We connect school leaders via a range of professional conversations and events focused on sharing leadership practice, collegial support and further developing capabilities to embed Culturally Nourishing Schooling in the long term.

The CNS project combines a range of elements that have the potential to impact the ways in which a school conceptualises and establishes its responses to the needs of the Aboriginal and Torres Strait Islander students and their communities.

We aim to assist in bringing about this fundamental change.

Professional Learning Strategies

Strategies infographic

Culturally Nourishing Schooling is investigating the efficacy of five professional learning strategies that work together to support schools to build collaborative relationships with Aboriginal and Torres Strait Islander communities, learn about Country and local culture, and incorporate Indigenous knowledges, histories and languages into teaching and learning. 

Cultural Mentors from the local Community are employed by each school to support relationship-building with the local Community and act as learning partners for teachers.

The Cultural Mentors work collaboratively with teachers on the curriculum, pedagogy and assessment that occurs in classrooms at the school and work with teachers during planning and reflective sessions outside of the classroom. They are engaged in each of the other four strategies.

Two to three days of learning led by Aboriginal and Torres Strait Islander school staff, and Cultural Mentors, and local NSW Aboriginal Education Consultative Group (AECG) members.

This learning centres Country and foregrounds the importance of understanding learning in a place. As knowledges are shared and exchanged during these days (and beyond), leaders and teachers are encouraged and supported to take up opportunities to engage with community and learn more about the strengths and lives of their students, their families and communities, and to think about Indigenous ways of knowing, doing and being.

A two-day collaborative workshop to engage teachers in thinking about curriculum frameworks to audit current planning practices and plans, and to inform their curriculum planning for future teaching cycles.

The focus is on centring Aboriginal and Torres Strait Islander content and ways of thinking, being and doing in curriculum and pedagogical practices.
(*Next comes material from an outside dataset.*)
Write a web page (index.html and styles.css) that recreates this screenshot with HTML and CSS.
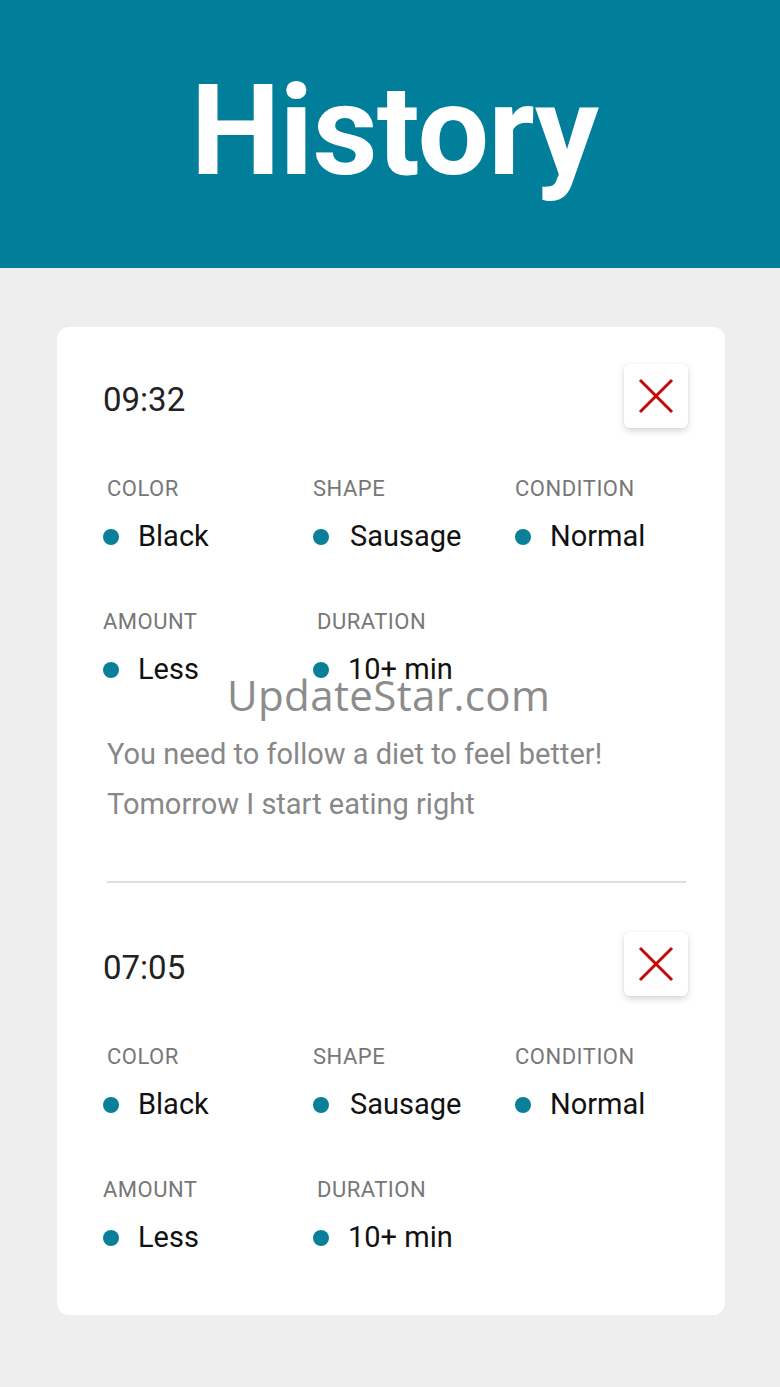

Cultural Mentors are made available as facilitators and collaborators to provide expert advice.

During these conversations, held approximately six to eight times per year, teachers, leaders, researchers and Cultural Mentors read articles and research, discuss concepts related to pedagogy and curriculum choices for improving schooling for Aboriginal and Torres Strait Islander students, and connect this to their own local contexts, practices, and ways of working.

Held at least twice per year, teachers and Cultural Mentors work together to plan and structure learning to suit the specific circumstances of each local school context.

Cultural Mentors support teachers’ learning and are involved in developing, observing, delivering, and reflecting on teaching and learning practices with teachers and leaders in classrooms.